Niet-invasieve prenatale test – zo luidt de verklaring van de afkorting NIPT die vandaag volop in het nieuws is en die gebruikt wordt om te bepalen of een zwangere vrouw al dan niet een kind met het downsyndroom zal krijgen. Sommigen vinden dat de test voor álle zwangere vrouwen beschikbaar moet komen, anderen vrezen dat algemene invoering van deze downtest zal leiden tot ‘een downvrije samenleving’.
Over downvrij – een tamelijk akelig woord – willen we het niet hebben. Dat stond een jaar geleden al eens in de krant.
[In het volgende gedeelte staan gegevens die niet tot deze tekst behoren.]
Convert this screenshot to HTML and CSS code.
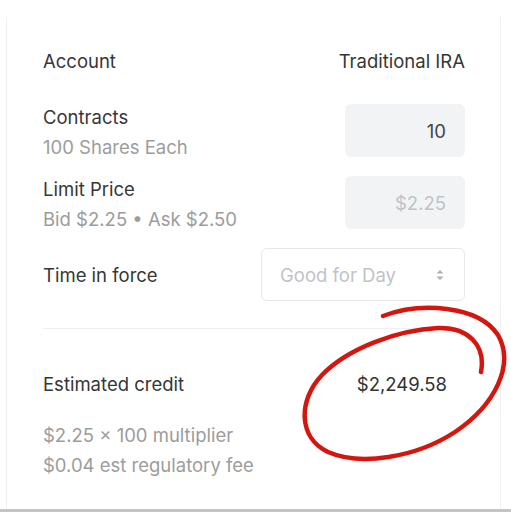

En het Woord van de Dag is ook niet NIPT. Die afkorting circuleert al ongeveer twee jaar in de media, want in academische ziekenhuizen loopt sinds 2014 een proef waarbij vrouwen met een verhoogd risico op een kind met down zo’n test aangeboden krijgen.
Nee, we willen het hebben over de merkwaardige samenstelling NIPT-test. Dat woord staat vandaag in BN/DeStem: ‘De NIPT-test om het syndroom van Down vast te stellen bij ongeboren vruchten, moet toegankelijk worden voor alle zwangere vrouwen. Dat willen meerdere partijen in de Tweede Kamer.’
De vraag is: klopt die samenstelling wel? De laatste letter van de afkorting NIPT staat voor test. Waarom zou je dan nog test achter die afkorting zetten?
NIPT-test is in essentie een vrij onzinnige samenstelling en in de medische wereld zelf heeft men het vaak over NIPT óf over NIP-test. Andere kranten zijn in het recente verleden niet in de valkuil getrapt om van NIPT het woord NIPT-test te maken. Trouw en het Nederlands Dagblad bijvoorbeeld rapporteerden in het voorjaar van 2015 over de NIP-test.
Toch valt te vrezen dat NIPT-test vanaf nu wel vaker gebruikt zal gaan worden in de media, zeker omdat ook op de site rijksoverheid.nl sprake van de NIPT-test. Het zou zelfs zo maar kunnen gebeuren dat NIPT-test het woord NIP-test verdringt.